Below is a list of major shifts in Volker’s testimony:

  • Volker originally testified that during a July 10 meeting with Ukrainian officials at the White House, the subject of “investigations” was not raised. But now, according to his public opening statement, Volker has come to remember that U.S Ambassador to the E.U. Gordon Sondland raised the topic. Volker has also remembered that “all of us” at the meeting found Sondland’s behavior to be “inappropriate,” while saying that he, personally, saw it as “generic.”
  • Volker testified both in October and on Tuesday that he was unaware that then-NSC John Bolton had expressed “strong concerns” about the demand for Ukraine to initiate politically beneficial “investigations.” Bolton was present at the July 10 meeting, and purportedly shut it down after Sondland raised the issue. But in his Tuesday update, Volker raised the possibility that he “may have been engaged in a side conversation, or had already left the complex” when further “investigations” were raised.
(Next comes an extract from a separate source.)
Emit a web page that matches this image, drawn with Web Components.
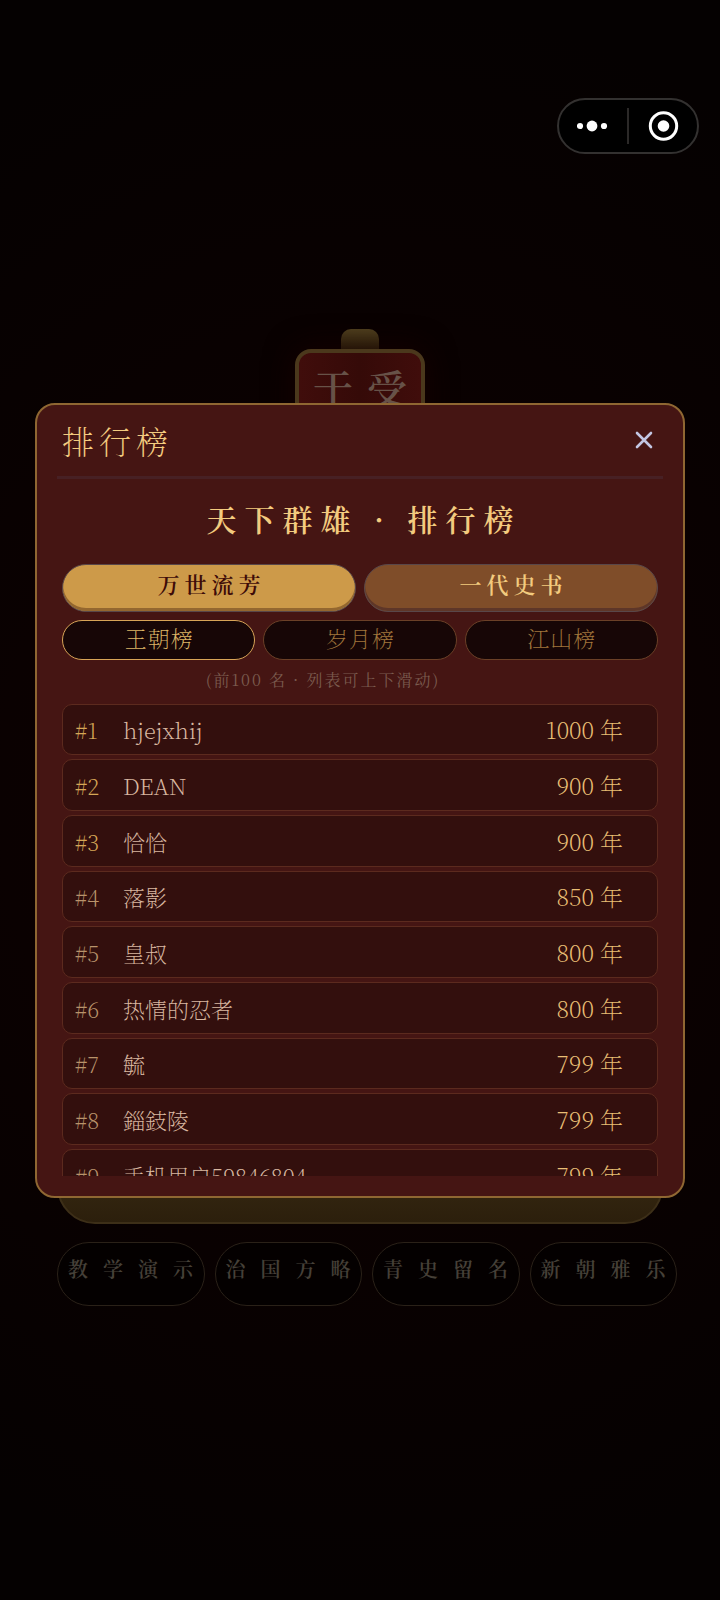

  • In his Oct. 3 testimony, Volker treated demands to investigate the Bidens and demands to investigate Burisma as two separate things. But on Tuesday, he said that while he recalled that Giuliani and others were demanding investigations into the gas company Burisma, on whose board Hunter Biden sat, Volker failed to connect an investigation into corruption allegations at Burisma with a politically motivated attack on the Bidens. “At no time was I aware of or knowingly took part in an effort to urge Ukraine to investigate former Vice President Biden,” Volker said.
  • Volker also updated his testimony to suggest that he was farther out of the decision-making process than he previously said. Apart from saying that he┬ánever understood that Trump and Giuliani’s desire to investigate Burisma as a way of hitting out at the Bidens, he testified on Tuesday that he had no knowledge of any “linkage” between a hold on security assistance and the investigations.” Volker updated his testimony on Tuesday to specify that he was unaware that other officials were telling Ukrainians that security assistance was conditioned on Kyiv announcing politically helpful investigations.
  • Finally, and this is less of a factual difference than a point of personal nausea, Volker denied on Tuesday using the term “three amigos” to refer to himself, Sondland, and Energy Secretary Rick Perry. He testified in October that Sondland had used the phrase. On Tuesday, Volker said he declines to say “three amigos” because that phrase “will always refer to Senator John McCain, Senator Joseph Lieberman, and Senator Lindsey Graham, in reference to their work to support the surge in Iraq.”